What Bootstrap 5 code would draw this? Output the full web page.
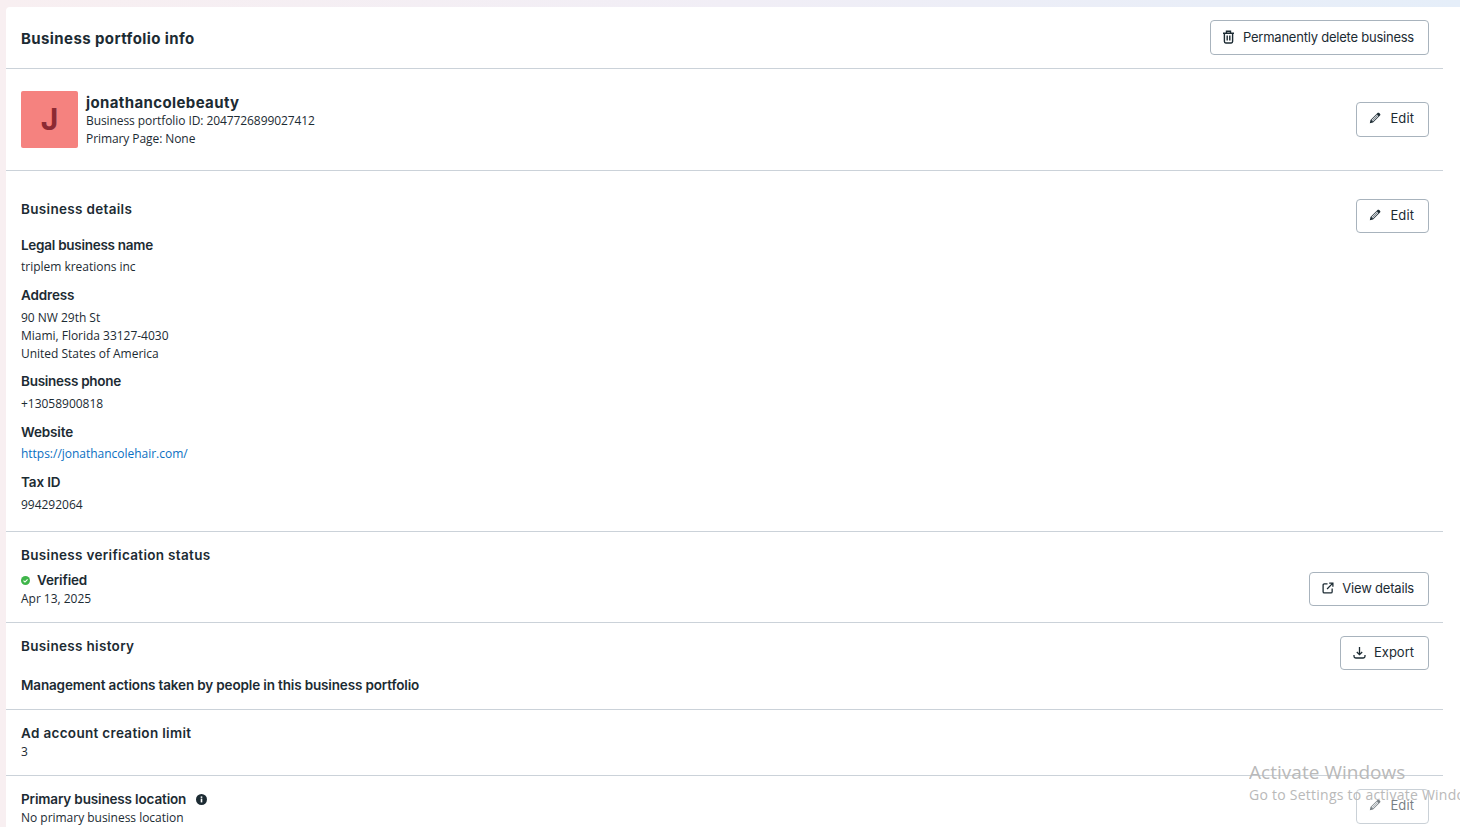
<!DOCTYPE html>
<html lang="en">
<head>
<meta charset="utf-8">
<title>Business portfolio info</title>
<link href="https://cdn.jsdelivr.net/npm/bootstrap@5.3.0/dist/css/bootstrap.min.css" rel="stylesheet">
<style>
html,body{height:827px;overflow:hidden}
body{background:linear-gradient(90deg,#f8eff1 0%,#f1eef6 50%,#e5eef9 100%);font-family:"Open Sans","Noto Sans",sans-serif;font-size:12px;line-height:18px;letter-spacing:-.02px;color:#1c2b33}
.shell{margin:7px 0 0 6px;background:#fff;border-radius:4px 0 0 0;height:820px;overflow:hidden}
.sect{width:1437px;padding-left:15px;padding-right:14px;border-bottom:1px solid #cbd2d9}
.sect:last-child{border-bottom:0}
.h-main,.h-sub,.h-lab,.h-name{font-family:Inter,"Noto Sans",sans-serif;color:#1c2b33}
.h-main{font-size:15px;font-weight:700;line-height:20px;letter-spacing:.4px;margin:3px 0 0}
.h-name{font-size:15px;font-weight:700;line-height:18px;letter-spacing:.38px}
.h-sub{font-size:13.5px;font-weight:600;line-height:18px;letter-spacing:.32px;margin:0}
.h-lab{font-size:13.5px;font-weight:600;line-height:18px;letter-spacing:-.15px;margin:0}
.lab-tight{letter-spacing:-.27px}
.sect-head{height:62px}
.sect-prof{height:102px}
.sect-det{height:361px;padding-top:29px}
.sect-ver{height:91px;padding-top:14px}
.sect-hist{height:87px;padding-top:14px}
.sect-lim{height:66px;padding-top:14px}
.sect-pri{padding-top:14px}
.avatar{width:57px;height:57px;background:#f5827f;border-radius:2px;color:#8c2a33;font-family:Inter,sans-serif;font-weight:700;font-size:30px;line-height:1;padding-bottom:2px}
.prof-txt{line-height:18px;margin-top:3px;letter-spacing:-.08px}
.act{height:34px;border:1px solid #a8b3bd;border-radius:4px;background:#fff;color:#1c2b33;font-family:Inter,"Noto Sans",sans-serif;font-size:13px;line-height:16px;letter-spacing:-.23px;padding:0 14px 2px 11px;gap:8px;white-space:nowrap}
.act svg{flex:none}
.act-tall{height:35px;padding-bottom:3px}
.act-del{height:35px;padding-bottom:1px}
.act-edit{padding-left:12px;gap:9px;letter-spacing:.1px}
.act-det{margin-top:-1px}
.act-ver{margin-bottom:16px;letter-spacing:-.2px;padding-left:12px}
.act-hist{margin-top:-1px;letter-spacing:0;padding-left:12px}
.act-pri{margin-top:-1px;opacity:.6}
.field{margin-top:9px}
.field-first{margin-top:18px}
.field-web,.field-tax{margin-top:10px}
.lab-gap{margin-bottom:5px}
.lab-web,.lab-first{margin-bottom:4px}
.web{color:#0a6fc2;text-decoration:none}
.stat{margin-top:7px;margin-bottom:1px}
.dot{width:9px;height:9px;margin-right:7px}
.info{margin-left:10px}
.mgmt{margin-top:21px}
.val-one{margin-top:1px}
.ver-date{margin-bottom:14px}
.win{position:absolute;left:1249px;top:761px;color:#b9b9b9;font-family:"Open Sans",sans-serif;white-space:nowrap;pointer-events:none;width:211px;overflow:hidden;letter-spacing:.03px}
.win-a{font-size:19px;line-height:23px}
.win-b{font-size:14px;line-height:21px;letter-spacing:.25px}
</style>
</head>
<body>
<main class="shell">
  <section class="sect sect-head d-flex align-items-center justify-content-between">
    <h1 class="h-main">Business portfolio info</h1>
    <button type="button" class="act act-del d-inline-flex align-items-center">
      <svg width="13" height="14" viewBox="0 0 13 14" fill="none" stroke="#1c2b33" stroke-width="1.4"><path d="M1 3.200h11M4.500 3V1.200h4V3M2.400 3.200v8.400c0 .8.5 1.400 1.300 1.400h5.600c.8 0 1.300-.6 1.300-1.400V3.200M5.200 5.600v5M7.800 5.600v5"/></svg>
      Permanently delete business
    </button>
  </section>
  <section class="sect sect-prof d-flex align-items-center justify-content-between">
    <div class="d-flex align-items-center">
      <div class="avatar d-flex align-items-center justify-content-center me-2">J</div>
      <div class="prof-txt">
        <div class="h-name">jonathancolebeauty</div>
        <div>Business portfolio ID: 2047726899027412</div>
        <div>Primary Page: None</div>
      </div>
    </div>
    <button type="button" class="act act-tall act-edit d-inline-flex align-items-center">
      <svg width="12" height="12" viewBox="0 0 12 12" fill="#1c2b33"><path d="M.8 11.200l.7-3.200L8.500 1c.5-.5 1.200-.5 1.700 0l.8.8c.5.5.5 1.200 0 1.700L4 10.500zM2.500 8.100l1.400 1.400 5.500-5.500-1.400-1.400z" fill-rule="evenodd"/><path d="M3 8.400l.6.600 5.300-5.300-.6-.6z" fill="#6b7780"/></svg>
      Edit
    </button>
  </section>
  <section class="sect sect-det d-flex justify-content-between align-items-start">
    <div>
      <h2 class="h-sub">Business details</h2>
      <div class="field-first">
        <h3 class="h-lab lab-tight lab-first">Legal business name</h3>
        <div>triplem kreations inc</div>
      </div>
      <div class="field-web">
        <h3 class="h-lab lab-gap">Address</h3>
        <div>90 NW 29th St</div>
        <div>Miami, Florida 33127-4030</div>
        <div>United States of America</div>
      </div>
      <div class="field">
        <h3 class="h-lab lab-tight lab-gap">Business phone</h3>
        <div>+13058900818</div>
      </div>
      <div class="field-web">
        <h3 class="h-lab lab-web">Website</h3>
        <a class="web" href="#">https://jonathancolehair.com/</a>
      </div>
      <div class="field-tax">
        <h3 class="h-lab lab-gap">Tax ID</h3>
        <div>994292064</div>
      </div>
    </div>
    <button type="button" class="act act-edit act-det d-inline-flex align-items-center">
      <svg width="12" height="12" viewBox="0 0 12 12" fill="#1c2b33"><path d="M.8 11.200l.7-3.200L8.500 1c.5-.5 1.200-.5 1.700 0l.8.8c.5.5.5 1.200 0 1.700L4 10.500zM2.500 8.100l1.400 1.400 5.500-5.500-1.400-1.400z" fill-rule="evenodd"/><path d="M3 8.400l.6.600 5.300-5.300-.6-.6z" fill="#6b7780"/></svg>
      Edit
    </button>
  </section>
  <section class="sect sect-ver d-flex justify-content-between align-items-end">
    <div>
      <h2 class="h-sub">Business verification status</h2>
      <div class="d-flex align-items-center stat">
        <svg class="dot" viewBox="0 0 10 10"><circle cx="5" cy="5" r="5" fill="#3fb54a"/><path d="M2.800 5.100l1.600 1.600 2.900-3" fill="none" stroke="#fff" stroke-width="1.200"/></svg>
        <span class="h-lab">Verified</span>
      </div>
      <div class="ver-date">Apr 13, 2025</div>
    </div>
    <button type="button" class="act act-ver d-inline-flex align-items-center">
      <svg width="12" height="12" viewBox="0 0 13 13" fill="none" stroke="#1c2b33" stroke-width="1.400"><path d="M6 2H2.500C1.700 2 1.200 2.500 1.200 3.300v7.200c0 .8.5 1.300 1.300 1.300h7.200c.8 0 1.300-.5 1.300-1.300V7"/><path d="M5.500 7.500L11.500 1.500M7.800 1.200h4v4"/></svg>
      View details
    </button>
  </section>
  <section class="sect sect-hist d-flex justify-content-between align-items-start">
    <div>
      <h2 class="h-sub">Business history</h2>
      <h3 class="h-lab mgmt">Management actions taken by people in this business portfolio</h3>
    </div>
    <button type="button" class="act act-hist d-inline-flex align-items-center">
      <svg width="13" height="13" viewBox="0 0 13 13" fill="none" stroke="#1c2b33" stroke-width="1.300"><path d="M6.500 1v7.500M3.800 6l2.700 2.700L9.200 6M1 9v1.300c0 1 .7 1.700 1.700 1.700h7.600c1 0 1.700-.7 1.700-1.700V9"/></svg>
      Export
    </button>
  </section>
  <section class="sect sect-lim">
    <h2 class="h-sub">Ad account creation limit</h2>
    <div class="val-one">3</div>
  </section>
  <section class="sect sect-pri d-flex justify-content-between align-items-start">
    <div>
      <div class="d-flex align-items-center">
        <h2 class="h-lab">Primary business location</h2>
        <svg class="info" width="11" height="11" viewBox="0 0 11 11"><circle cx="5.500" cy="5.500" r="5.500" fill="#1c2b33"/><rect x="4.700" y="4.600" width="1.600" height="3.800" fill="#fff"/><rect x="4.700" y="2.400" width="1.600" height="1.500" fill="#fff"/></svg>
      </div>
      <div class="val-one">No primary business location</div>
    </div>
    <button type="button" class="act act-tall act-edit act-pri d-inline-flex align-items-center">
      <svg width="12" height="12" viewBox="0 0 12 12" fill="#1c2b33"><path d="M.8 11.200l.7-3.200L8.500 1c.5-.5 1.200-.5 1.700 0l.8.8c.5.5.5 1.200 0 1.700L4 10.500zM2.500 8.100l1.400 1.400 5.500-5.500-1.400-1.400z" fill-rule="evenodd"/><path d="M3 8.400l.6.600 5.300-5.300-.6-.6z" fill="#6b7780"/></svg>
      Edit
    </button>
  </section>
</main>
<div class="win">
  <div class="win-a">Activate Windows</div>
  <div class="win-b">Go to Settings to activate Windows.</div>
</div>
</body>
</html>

▶ _The problem_:
Note every line above where the string "this" shows up, and copy those lines.

▶ _Written solution_:
What Bootstrap 5 code would draw this? Output the full web page.
      <h3 class="h-lab mgmt">Management actions taken by people in this business portfolio</h3>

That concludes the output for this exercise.